Journal of Physical Chemistry B, Vol.106, No.19, 5099-5104, 2002
Spin-lattice relaxation of the tryptophan triplet state varies with its protein environment
Spin-lattice relaxation (SLR) has been studied at 1.2 K in the photoexcited triplet state of tryptophan (Trp) in a number of protein sites in zero applied magnetic field. We find that there is a distribution of SLR rate constants in every case that indicates the partitioning into two populations, n(s)(0) and n(f)(0), with differing behavior. n(s)(0) undergoes slow SLR with rate constants in the range found in crystalline matrixes, while the SLR of n(f)(0) is at least 1-2 orders of magnitude faster.

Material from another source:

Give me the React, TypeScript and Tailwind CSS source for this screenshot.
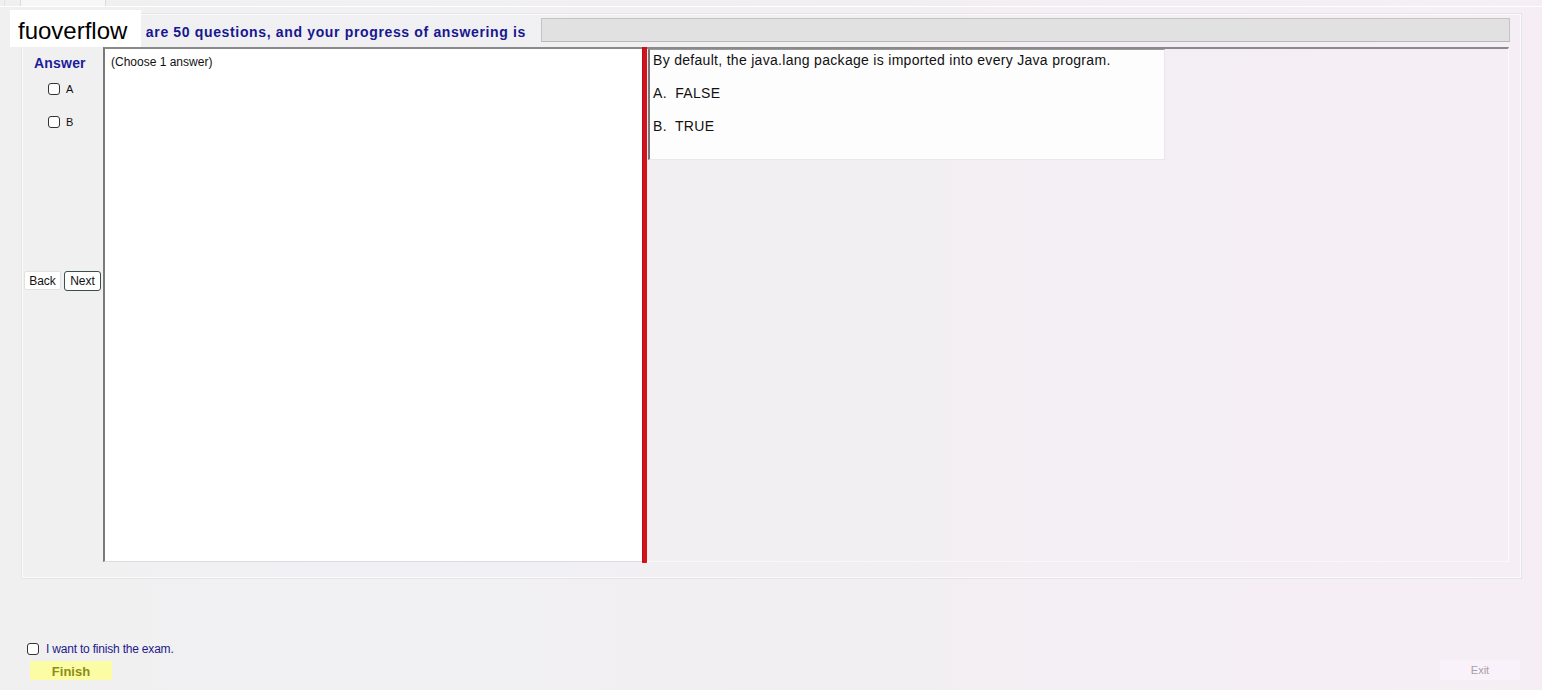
import React from "react";

function Box() {
  return <span className="inline-block w-[12px] h-[12px] rounded-[3px] border border-[#333] bg-white" />;
}

export default function App() {
  return (
    <div
      className="relative w-[1542px] h-[690px] overflow-hidden flex flex-col bg-gradient-to-r from-[#f0f0f1] via-[#f1eff2] to-[#f6eef5]"
      style={{ fontFamily: '"Liberation Sans", Arial, sans-serif' }}
    >
      {/* top tab strip */}
      <div className="h-[7px] flex border-b border-white">
        <div className="ml-[4px] w-[16px] border-l border-[#e3e3e3]" />
        <div className="w-[86px] bg-[#f7f7f7] border-x border-[#dcdcdc]" />
        <div className="flex-1" />
      </div>

      {/* main group panel */}
      <div className="ml-[22px] mr-[21px] mt-[7px] h-[564px] border border-[#fbfbfb] shadow-[0_0_0_1px_#e6e4e8] flex flex-col">
        {/* header row */}
        <div className="h-[32px] flex pt-[2px]">
          <div className="w-[518px] flex items-center justify-end pr-[15px] pt-[1px]">
            <span className="text-[14px] tracking-[0.65px] font-bold text-[#171790] whitespace-nowrap">
              are 50 questions, and your progress of answering is
            </span>
          </div>
          <div className="w-[969px] h-[24px] mt-[1px] bg-[#e2e1e2] border border-[#c4c4c4] border-b-[#b8b8b8]" />
        </div>

        {/* content row */}
        <div className="flex h-[516px]">
          {/* answer column */}
          <div className="w-[80px] flex flex-col">
            <div className="pl-[11px] pt-[7px] text-[14px] leading-[18px] tracking-[0.2px] font-bold text-[#1c1c9c]">Answer</div>
            <div className="pl-[25px] mt-[9px] flex items-center gap-[6px] text-[11px] text-[#111]">
              <Box /> <span>A</span>
            </div>
            <div className="pl-[25px] mt-[16px] flex items-center gap-[6px] text-[11px] text-[#111]">
              <Box /> <span>B</span>
            </div>
            <div className="mt-[141px] pl-[1px] flex gap-[3px]">
              <button className="w-[37px] h-[19px] bg-white border border-[#e2e2e2] rounded-[2px] text-[12px] text-[#111] leading-none">
                Back
              </button>
              <button className="w-[37px] h-[20px] bg-white border border-[#3e4e4e] rounded-[3px] text-[12px] text-[#111] leading-none">
                Next
              </button>
            </div>
          </div>

          {/* question panel left */}
          <div className="w-[539px] h-[515px] bg-white border-l-2 border-t-2 border-l-[#7a7a7a] border-t-[#8a8a8a] border-b border-b-[#dcdce4]">
            <div className="pl-[6px] pt-[4px] text-[12px] text-[#111]">(Choose 1 answer)</div>
          </div>

          {/* red splitter */}
          <div className="w-[5px] h-[516px] bg-[#d5121c] rounded-b-[1px] border-l border-[#b40e16]" />

          {/* right panel */}
          <div className="flex-1 h-[515px] border-t-2 border-[#8a8a8a] border-r border-r-[#fbfbfb] border-b border-b-[#f8f8f8] pl-[1px]">
            <div className="w-[517px] h-[111px] bg-[#fefdfe] border-l-2 border-t border-l-[#777] border-t-[#9a9a9a] border-r border-r-[#ebe6eb] border-b border-b-[#ebe6eb] pl-[3px] text-[14px] leading-[16px] tracking-[0.3px] text-[#111]">
              <div className="pt-[2px]">By default, the java.lang package is imported into every Java program.</div>
              <div className="mt-[17px]">A.&nbsp; FALSE</div>
              <div className="mt-[17px]">B.&nbsp; TRUE</div>
            </div>
          </div>
          <div className="w-[11px]" />
        </div>
      </div>

      {/* bottom area */}
      <div className="mt-[62px] pl-[27px] flex items-center gap-[7px] text-[12px] text-[#1f1a8a] tracking-[-0.2px]">
        <Box />
        <span>I want to finish the exam.</span>
      </div>
      <div className="mt-[3px] flex items-start px-[30px] pr-[22px]">
        <button className="w-[82px] h-[19px] bg-[#fbfca4] text-[13px] font-bold text-[#8c8c1a] leading-none pt-[2px]">
          Finish
        </button>
        <div className="flex-1" />
        <button className="w-[80px] h-[20px] -mt-[1px] bg-[#faf2fa] text-[11px] text-[#a6a0a6] leading-none">
          Exit
        </button>
      </div>

      {/* watermark */}
      <div className="absolute left-[10px] top-[10px] w-[131px] h-[37px] bg-white flex items-center pl-[8px] pt-[4px] text-[24px] text-black">
        fuoverflow
      </div>
    </div>
  );
}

The former population has considerable spin alignment during optical pumping, decays nonexponentially, and gives rise to optically detected magnetic resonance (ODMR) responses at 1.2 K. The latter has negligible spin alignment, decays largely as a single exponential, and is ODMR silent. The rapid SLR of n(f)(0) is attributed to coupling with disorder (tunneling) modes that modulate the electron-electron dipolar coupling, and whose efficiency varies with protein site. The less efficient SLR of n(s)(0) is the result of direct interaction with lattice phonons. We find no correlation of the distribution of populations with the heterogeneity of the protein site as determined by ODMR bandwidth. It is suggested that more efficient disorder mode-induced SLR is associated with decreased rigidity of the local environment.